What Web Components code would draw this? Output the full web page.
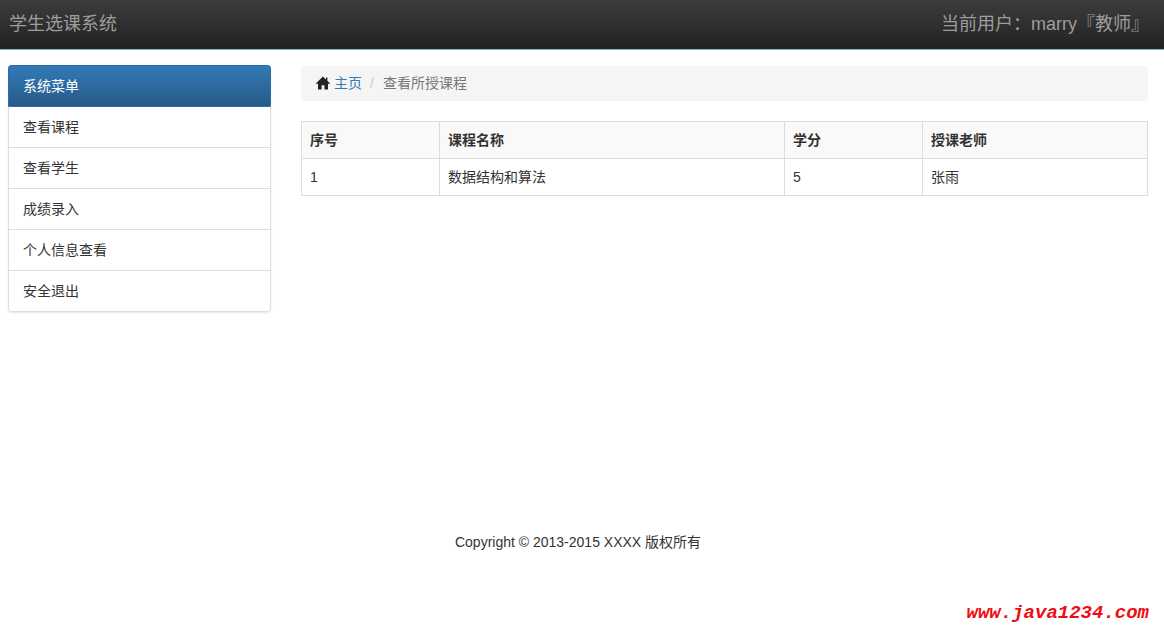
<!DOCTYPE html>
<html lang="zh">
<head>
<meta charset="utf-8">
<title>学生选课系统</title>
<style>
  html, body { margin: 0; padding: 0; background: #fff; }
  body {
    font: 14px/20px "Liberation Sans", "Noto Sans CJK SC", sans-serif;
    color: #333;
  }
</style>
</head>
<body>
<app-navbar>
  <span slot="brand">学生选课系统</span>
  <span slot="user">当前用户：marry『教师』</span>
</app-navbar>
<app-layout>
  <side-menu slot="side" title="系统菜单">
    <menu-item>查看课程</menu-item>
    <menu-item>查看学生</menu-item>
    <menu-item>成绩录入</menu-item>
    <menu-item>个人信息查看</menu-item>
    <menu-item>安全退出</menu-item>
  </side-menu>
  <bread-crumb current="查看所授课程">主页</bread-crumb>
  <course-table></course-table>
</app-layout>
<app-footer>Copyright © 2013-2015 XXXX 版权所有</app-footer>
<water-mark>www.java1234.com</water-mark>

<script>
  class AppNavbar extends HTMLElement {
    constructor() {
      super();
      this.attachShadow({ mode: 'open' }).innerHTML = `
        <style>
          :host {
            display: flex;
            justify-content: space-between;
            align-items: center;
            box-sizing: border-box;
            height: 50px;
            padding: 0 15px 2px 9px;
            background: linear-gradient(to bottom, #3c3c3c 0, #222 100%);
            border-bottom: 1px solid #86b8c4;
            box-shadow: 0 1px 0 #effbfc;
            font-size: 18px;
            color: #9d9d9d;
          }
        </style>
        <slot name="brand"></slot>
        <slot name="user"></slot>`;
    }
  }

  class AppLayout extends HTMLElement {
    constructor() {
      super();
      this.attachShadow({ mode: 'open' }).innerHTML = `
        <style>
          :host {
            display: flex;
            gap: 30px;
            box-sizing: border-box;
            height: 461px;
            padding: 15px 16px 0 8px;
          }
          .side { flex: 0 0 263px; }
          .main { flex: 1; min-width: 0; padding-top: 1px; }
        </style>
        <div class="side"><slot name="side"></slot></div>
        <div class="main"><slot></slot></div>`;
    }
  }

  class SideMenu extends HTMLElement {
    constructor() {
      super();
      this.attachShadow({ mode: 'open' }).innerHTML = `
        <style>
          :host {
            display: block;
            border-radius: 4px;
            background: #fff;
            box-shadow: 0 1px 2px rgba(0,0,0,.1);
          }
          .heading {
            box-sizing: border-box;
            height: 42px;
            padding: 10px 14px;
            color: #fff;
            background: linear-gradient(to bottom, #337ab7 0, #265a88 100%);
            border: 1px solid #2e6da4;
            border-radius: 3px 3px 0 0;
          }
          .body { border-radius: 0 0 4px 4px; overflow: hidden; }
        </style>
        <div class="heading"></div>
        <div class="body"><slot></slot></div>`;
      this.shadowRoot.querySelector('.heading').textContent = this.getAttribute('title');
    }
  }

  class MenuItem extends HTMLElement {
    constructor() {
      super();
      this.attachShadow({ mode: 'open' }).innerHTML = `
        <style>
          :host {
            display: block;
            box-sizing: border-box;
            height: 41px;
            padding: 10px 14px;
            border: 1px solid #ddd;
            border-top: 0;
            color: #333;
          }
          :host(:last-child) { border-radius: 0 0 4px 4px; }
        </style>
        <slot></slot>`;
    }
  }

  class BreadCrumb extends HTMLElement {
    constructor() {
      super();
      this.attachShadow({ mode: 'open' }).innerHTML = `
        <style>
          :host {
            display: flex;
            align-items: center;
            box-sizing: border-box;
            height: 35px;
            padding: 0 15px 2px;
            margin-bottom: 20px;
            background: #f5f5f5;
            border-radius: 4px;
          }
          svg { width: 14px; height: 14px; margin-right: 4px; flex: none; }
          a { color: #337ab7; text-decoration: none; }
          .sep { color: #ccc; padding: 0 9px 0 8px; }
          .cur { color: #777; }
        </style>
        <svg viewBox="0 0 14 14"><path fill="#222" d="M7 .6 0 7.2l.9 1L2 7.2V13.6h3.6V9.2h2.8v4.4H12V7.2l1.1 1 .9-1-2.6-2.4V1.4H10v2.1Z"/></svg>
        <a href="#"><slot></slot></a>
        <span class="sep">/</span>
        <span class="cur"></span>`;
      this.shadowRoot.querySelector('.cur').textContent = this.getAttribute('current');
    }
  }

  class CourseTable extends HTMLElement {
    constructor() {
      super();
      this.attachShadow({ mode: 'open' }).innerHTML = `
        <style>
          :host { display: block; }
          table {
            width: 100%;
            table-layout: fixed;
            border-collapse: collapse;
            color: #333;
          }
          th, td {
            box-sizing: border-box;
            height: 37px;
            padding: 8px;
            text-align: left;
            border: 1px solid #ddd;
          }
          thead tr { background: #f9f9f9; }
        </style>
        <table>
          <colgroup>
            <col style="width:138px"><col style="width:345px"><col style="width:138px"><col>
          </colgroup>
          <thead>
            <tr><th>序号</th><th>课程名称</th><th>学分</th><th>授课老师</th></tr>
          </thead>
          <tbody>
            <tr><td>1</td><td>数据结构和算法</td><td>5</td><td>张雨</td></tr>
          </tbody>
        </table>`;
    }
  }

  class AppFooter extends HTMLElement {
    constructor() {
      super();
      this.attachShadow({ mode: 'open' }).innerHTML = `
        <style>
          :host {
            display: block;
            height: 60px;
            padding-top: 21px;
            box-sizing: border-box;
            text-align: center;
            margin-left: -8px;
            color: #333;
          }
        </style>
        <slot></slot>`;
    }
  }

  class WaterMark extends HTMLElement {
    constructor() {
      super();
      this.attachShadow({ mode: 'open' }).innerHTML = `
        <style>
          :host {
            display: block;
            padding-top: 32px;
            padding-right: 15px;
            text-align: right;
            font: italic bold 19px/20px "Liberation Mono", monospace;
            color: #ee0d12;
          }
        </style>
        <slot></slot>`;
    }
  }

  customElements.define('app-navbar', AppNavbar);
  customElements.define('app-layout', AppLayout);
  customElements.define('side-menu', SideMenu);
  customElements.define('menu-item', MenuItem);
  customElements.define('bread-crumb', BreadCrumb);
  customElements.define('course-table', CourseTable);
  customElements.define('app-footer', AppFooter);
  customElements.define('water-mark', WaterMark);
</script>
</body>
</html>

• Objective: Starting at the top of the listing above, reproduce each line up to and including the one with "<water-mark>www.java1234.com</water-mark>"; omit the pictures.

• The result:
What Web Components code would draw this? Output the full web page.
<!DOCTYPE html>
<html lang="zh">
<head>
<meta charset="utf-8">
<title>学生选课系统</title>
<style>
  html, body { margin: 0; padding: 0; background: #fff; }
  body {
    font: 14px/20px "Liberation Sans", "Noto Sans CJK SC", sans-serif;
    color: #333;
  }
</style>
</head>
<body>
<app-navbar>
  <span slot="brand">学生选课系统</span>
  <span slot="user">当前用户：marry『教师』</span>
</app-navbar>
<app-layout>
  <side-menu slot="side" title="系统菜单">
    <menu-item>查看课程</menu-item>
    <menu-item>查看学生</menu-item>
    <menu-item>成绩录入</menu-item>
    <menu-item>个人信息查看</menu-item>
    <menu-item>安全退出</menu-item>
  </side-menu>
  <bread-crumb current="查看所授课程">主页</bread-crumb>
  <course-table></course-table>
</app-layout>
<app-footer>Copyright © 2013-2015 XXXX 版权所有</app-footer>
<water-mark>www.java1234.com</water-mark>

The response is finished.